Gas–solid flow and heat transfer in fluidized beds with tubes: Effects of material properties and tube array settings

Abstract

The effects of material properties and tube array settings on gas–solid flow and heat transfer characteristics in fluidized beds with tubes are investigated by the combined approach of computational fluid dynamics and discrete element method, incorporated with heat transfer models. First, the effect of material properties is illustrated by considering cohesive and non-cohesive powders with different particle sizes. The contributions of different heat transfer mechanisms are discussed at two tube temperatures. Significant differences of gas–solid flow between cohesive and non-cohesive powders are observed. The results reveal that conductive heat transfer between a fluidized bed and a tube is dominant for small cohesive particles while convective heat transfer is dominant for large non-cohesive particles. Then, the uniformity of particle velocity and temperature fields is analyzed. It is shown that material properties and gas velocity affect the uniformity of particle velocity and temperature in a complicated manner.
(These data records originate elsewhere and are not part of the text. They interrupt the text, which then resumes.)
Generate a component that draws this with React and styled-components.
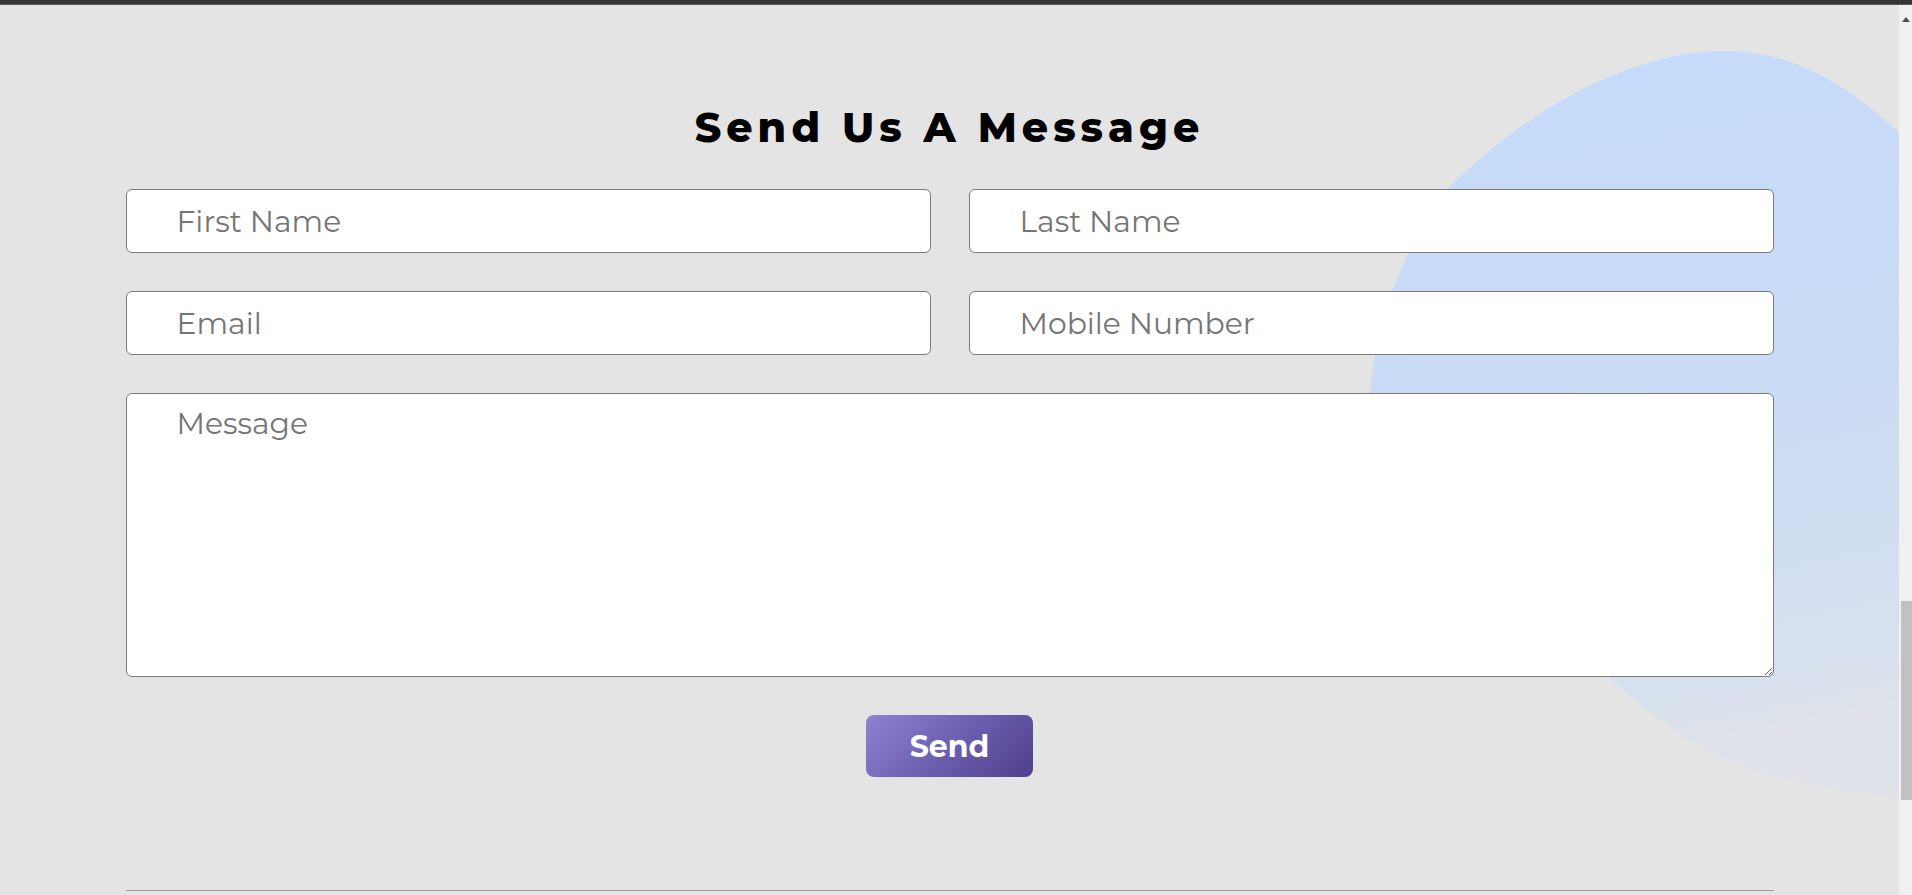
import React from 'react'
import styled, { createGlobalStyle } from 'styled-components'

const GlobalStyle = createGlobalStyle`
  html, body {
    margin: 0;
    padding: 0;
    height: 100%;
    overflow: hidden;
  }
  body {
    font-family: Montserrat, "DejaVu Sans", sans-serif;
    background: #e4e4e4;
  }
  * {
    box-sizing: border-box;
  }
`

const Page = styled.div`
  display: flex;
  flex-direction: column;
  height: 100vh;
`

const TopBar = styled.div`
  height: 5px;
  background: #353535;
  border-bottom: 1px solid #5c5c5c;
  flex-shrink: 0;
`

const Body = styled.div`
  display: flex;
  flex: 1;
  min-height: 0;
`

const Main = styled.main`
  position: relative;
  flex: 1;
  overflow: hidden;
  background: #e4e4e4;
`

const Blob = styled.svg`
  position: absolute;
  top: 0;
  left: 0;
  width: 100%;
  height: 100%;
  z-index: 0;
`

const Section = styled.section`
  position: relative;
  z-index: 1;
  width: 1648px;
  margin: 0 auto;
  padding-top: 97px;
`

const Heading = styled.h2`
  margin: 0 0 37px;
  text-align: center;
  font-family: Montserrat, "DejaVu Sans", sans-serif;
  font-weight: 800;
  font-size: 41px;
  letter-spacing: 5px;
  color: #000;
`

const Form = styled.form`
  display: grid;
  grid-template-columns: 1fr 1fr;
  column-gap: 38px;
  row-gap: 38px;
`

const Field = styled.input`
  height: 64px;
  padding: 0 50px;
  border: 1px solid #7a7a7a;
  border-radius: 6px;
  background: #fff;
  font-family: Montserrat, "DejaVu Sans", sans-serif;
  font-size: 29.8px;
  color: #333;
  outline: none;

  &::placeholder {
    color: #757575;
  }
`

const MessageArea = styled.textarea`
  grid-column: 1 / -1;
  height: 284px;
  padding: 11px 50px;
  border: 1px solid #7a7a7a;
  border-radius: 6px;
  background: #fff;
  font-family: Montserrat, "DejaVu Sans", sans-serif;
  font-size: 29.8px;
  color: #333;
  outline: none;

  &::placeholder {
    color: #757575;
  }
`

const ButtonRow = styled.div`
  display: flex;
  justify-content: center;
  margin-top: 38px;
`

const SendButton = styled.button`
  width: 167px;
  height: 62px;
  border: none;
  border-radius: 8px;
  background: linear-gradient(135deg, #8e82d2 0%, #6d5fb0 50%, #4f3f8d 100%);
  color: #fff;
  font-family: Montserrat, "DejaVu Sans", sans-serif;
  font-weight: 700;
  font-size: 30px;
  cursor: pointer;
`

const Divider = styled.hr`
  margin: 113px 0 0;
  border: none;
  border-top: 1px solid #9c9c9c;
`

const ScrollTrack = styled.div`
  width: 13px;
  flex-shrink: 0;
  display: flex;
  flex-direction: column;
  align-items: center;
  background: #f1f1f1;
`

const ArrowUp = styled.div`
  height: 17px;
  display: flex;
  align-items: flex-end;
  justify-content: center;

  &::before {
    content: '';
    border-left: 4px solid transparent;
    border-right: 4px solid transparent;
    border-bottom: 5px solid #505050;
  }
`

const Thumb = styled.div`
  margin-top: ${(props) => props.offset}px;
  width: 11px;
  height: ${(props) => props.size}px;
  background: #c1c1c1;
  margin-left: 2px;
`

const fields = [
  { name: 'firstName', placeholder: 'First Name', type: 'text' },
  { name: 'lastName', placeholder: 'Last Name', type: 'text' },
  { name: 'email', placeholder: 'Email', type: 'email' },
  { name: 'mobile', placeholder: 'Mobile Number', type: 'tel' },
]

const App = () => {
  return (
    <Page>
      <GlobalStyle />
      <TopBar />
      <Body>
        <Main>
          <Blob viewBox="0 6 1899 889" preserveAspectRatio="none">
            <defs>
              <linearGradient id="blobFill" x1="0" y1="0" x2="0.15" y2="1">
                <stop offset="0%" stopColor="#c5dbfb" />
                <stop offset="60%" stopColor="#cbdcf4" />
                <stop offset="90%" stopColor="#d6e0ef" />
                <stop offset="100%" stopColor="#dfe2e8" />
              </linearGradient>
            </defs>
            <path
              fill="url(#blobFill)"
              d="M1368 420 C1372 330 1400 250 1450 187 C1540 100 1640 52 1723 52 C1800 52 1860 90 1930 165 L1930 803 C1840 792 1780 780 1744 767 C1700 752 1650 715 1608 677 C1480 560 1368 500 1368 420 Z"
            />
          </Blob>
          <Section>
            <Heading>Send Us A Message</Heading>
            <Form onSubmit={(e) => e.preventDefault()}>
              {fields.map((item) => (
                <Field key={item.name} name={item.name} type={item.type} placeholder={item.placeholder} />
              ))}
              <MessageArea name="message" placeholder="Message" />
            </Form>
            <ButtonRow>
              <SendButton type="button">Send</SendButton>
            </ButtonRow>
            <Divider />
          </Section>
        </Main>
        <ScrollTrack>
          <ArrowUp />
          <Thumb offset={579} size={199} />
        </ScrollTrack>
      </Body>
    </Page>
  )
}

export default App
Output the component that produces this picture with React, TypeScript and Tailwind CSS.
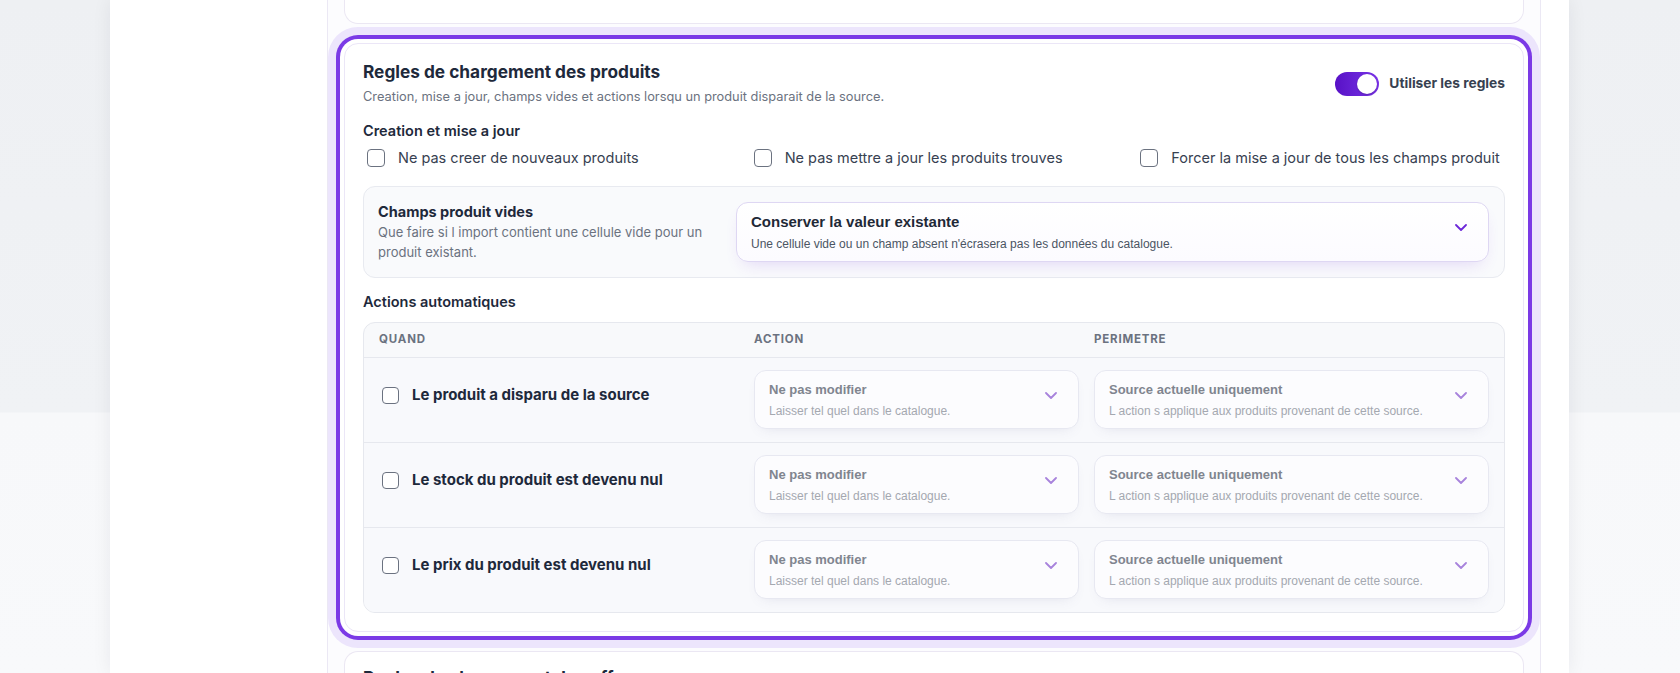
import React from "react";

const Chevron = ({ color }: { color: string }) => (
  <svg width="12" height="7" viewBox="0 0 12 7" fill="none" className="shrink-0">
    <path d="M1 1l5 5 5-5" stroke={color} strokeWidth="1.8" strokeLinecap="round" strokeLinejoin="round" />
  </svg>
);

const Box = ({ size = 18 }: { size?: number }) => (
  <span
    className={
      (size === 18 ? "w-[18px] h-[18px]" : "w-[17px] h-[17px]") +
      " shrink-0 rounded-[4px] border-[1.5px] border-[#6b7280] bg-white"
    }
  />
);

const RowSelect = ({ title, desc }: { title: string; desc: string }) => (
  <div className="flex h-[59px] items-start justify-between rounded-xl border border-[#e7e8f1] bg-[#fcfcfe] pl-[14px] pr-[21px] shadow-[0_6px_14px_-8px_rgba(90,90,140,0.18)]" style={{ fontFamily: '"Liberation Sans", Arial, sans-serif' }}>
    <div className="pt-[10px]">
      <div className="text-[13px] font-bold leading-[18px] text-[#80858f]">{title}</div>
      <div className="mt-[4px] text-[12px] leading-[16px] text-[#a4a8b0]">{desc}</div>
    </div>
    <div className="mt-[21px]">
      <Chevron color="#a883dc" />
    </div>
  </div>
);

const rows = [
  "Le produit a disparu de la source",
  "Le stock du produit est devenu nul",
  "Le prix du produit est devenu nul",
];

export default function App() {
  return (
    <div
      className="flex h-[673px] w-full overflow-hidden bg-[linear-gradient(to_bottom,#eef0f3_0px,#f0f2f5_412px,#f7f8fa_413px,#f8f9fb_673px)]"
      style={{ fontFamily: 'Inter, "Noto Sans", sans-serif' }}
    >
      <div className="w-[110px] shrink-0" />
      <div className="flex w-[1459px] shrink-0 bg-white shadow-[0_0_18px_rgba(15,23,42,0.07)]">
        <div className="w-[217px] shrink-0" />
        <div className="flex w-[1214px] shrink-0 flex-col gap-[19px] border-x border-[#ebe8f4] bg-[#fcfcfe] px-4">
          {/* card above */}
          <div className="h-[24px] shrink-0 rounded-b-[14px] border border-t-0 border-[#ebe7f3] bg-white" />

          {/* selected card */}
          <div className="shrink-0 rounded-[14px] border border-[#ebe6f7] bg-white px-[18px] pb-[18px] pt-4 shadow-[0_0_0_4px_#ffffff,0_0_0_8px_#7b3ae6,0_0_0_16px_#ece5fc]">
            <div className="flex items-center justify-between">
              <div>
                <div className="text-[17.25px] font-bold leading-6 text-[#1e293b]">Regles de chargement des produits</div>
                <div className="mt-[3px] text-[12.8px] leading-5 text-[#6b7280]">
                  Creation, mise a jour, champs vides et actions lorsqu un produit disparait de la source.
                </div>
              </div>
              <div className="flex items-center gap-[10px]">
                <div className="flex h-6 w-11 items-center justify-end rounded-full bg-gradient-to-r from-[#5810c6] to-[#7a32e8] px-[2px]">
                  <span className="h-5 w-5 rounded-full bg-white shadow-[0_1px_2px_rgba(0,0,0,0.2)]" />
                </div>
                <span className="text-[13.75px] font-bold text-[#374151]">Utiliser les regles</span>
              </div>
            </div>

            <div className="mt-[14px] text-[14.5px] font-semibold leading-5 text-[#1e293b]">Creation et mise a jour</div>
            <div className="mt-[5px] grid grid-cols-3 gap-[18px]">
              {[
                "Ne pas creer de nouveaux produits",
                "Ne pas mettre a jour les produits trouves",
                "Forcer la mise a jour de tous les champs produit",
              ].map((t) => (
                <label key={t} className="flex h-6 items-center gap-[13px] pl-1 text-[14.5px] text-[#374151]">
                  <Box />
                  <span className="whitespace-nowrap">{t}</span>
                </label>
              ))}
            </div>

            <div className="mt-4 flex items-center justify-between rounded-xl border border-[#e8eaf0] bg-[#f9fafc] py-[15px] pl-[14px] pr-[15px]">
              <div className="w-[340px]">
                <div className="text-[14.5px] font-bold leading-5 text-[#1e293b]">Champs produit vides</div>
                <div className="text-[13px] leading-5 text-[#6b7280]">
                  Que faire si l import contient une cellule vide pour un produit existant.
                </div>
              </div>
              <div
                className="flex h-[60px] w-[753px] items-start justify-between rounded-xl border border-[#ded7f3] bg-gradient-to-b from-white to-[#fcfbff] pl-[14px] pr-[21px] shadow-[0_8px_18px_-8px_rgba(109,40,217,0.2)]"
                style={{ fontFamily: '"Liberation Sans", Arial, sans-serif' }}
              >
                <div className="pt-[10px]">
                  <div className="text-[15px] font-bold leading-[18px] text-[#1f2937]">Conserver la valeur existante</div>
                  <div className="mt-[5px] text-[12px] leading-[16px] text-[#4b5563]">
                    Une cellule vide ou un champ absent n'écrasera pas les données du catalogue.
                  </div>
                </div>
                <div className="mt-[21px]">
                  <Chevron color="#6d28d9" />
                </div>
              </div>
            </div>

            <div className="mt-[14px] text-[14.5px] font-semibold leading-5 text-[#1e293b]">Actions automatiques</div>
            <div className="mt-[10px] overflow-hidden rounded-xl border border-[#e6e8ee] bg-[#f8f9fb]">
              <div className="grid h-[34px] grid-cols-[360px_325px_1fr] items-center gap-[15px] px-[15px] text-[11.5px] font-bold tracking-[0.07em] text-[#6b7280]">
                <span>QUAND</span>
                <span>ACTION</span>
                <span>PERIMETRE</span>
              </div>
              {rows.map((r) => (
                <div key={r} className="grid grid-cols-[360px_325px_1fr] items-start gap-[15px] border-t border-[#e6e8ee] bg-[#f8f9fc] px-[15px] pb-[13px] pt-[12px]">
                  <div className="mt-[13px] flex h-6 items-center gap-[13px] pl-[3px]">
                    <Box size={17} />
                    <span className="whitespace-nowrap text-[15px] font-bold text-[#1e293b]">{r}</span>
                  </div>
                  <RowSelect title="Ne pas modifier" desc="Laisser tel quel dans le catalogue." />
                  <RowSelect title="Source actuelle uniquement" desc="L action s applique aux produits provenant de cette source." />
                </div>
              ))}
            </div>
          </div>

          {/* next card */}
          <div className="h-[60px] shrink-0 rounded-t-[14px] border border-b-0 border-[#ebe7f3] bg-white px-[18px] pt-[14px]">
            <div className="text-[17.25px] font-bold leading-6 text-[#1e293b]">Regles de chargement des offres</div>
          </div>
        </div>
        <div className="flex-1" />
      </div>
    </div>
  );
}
Finally, the effect of tube array settings is examined in terms of two geometrical parameters for both in-line and staggered settings. Complicated gas–solid flow and heat transfer characteristics are observed. An effort is made to link macroscopic observations to microscopic information such as local porosity and contact number between fluidized particles and tubes. The findings should be helpful for the optimization of operation and design of fluidized systems with tubes.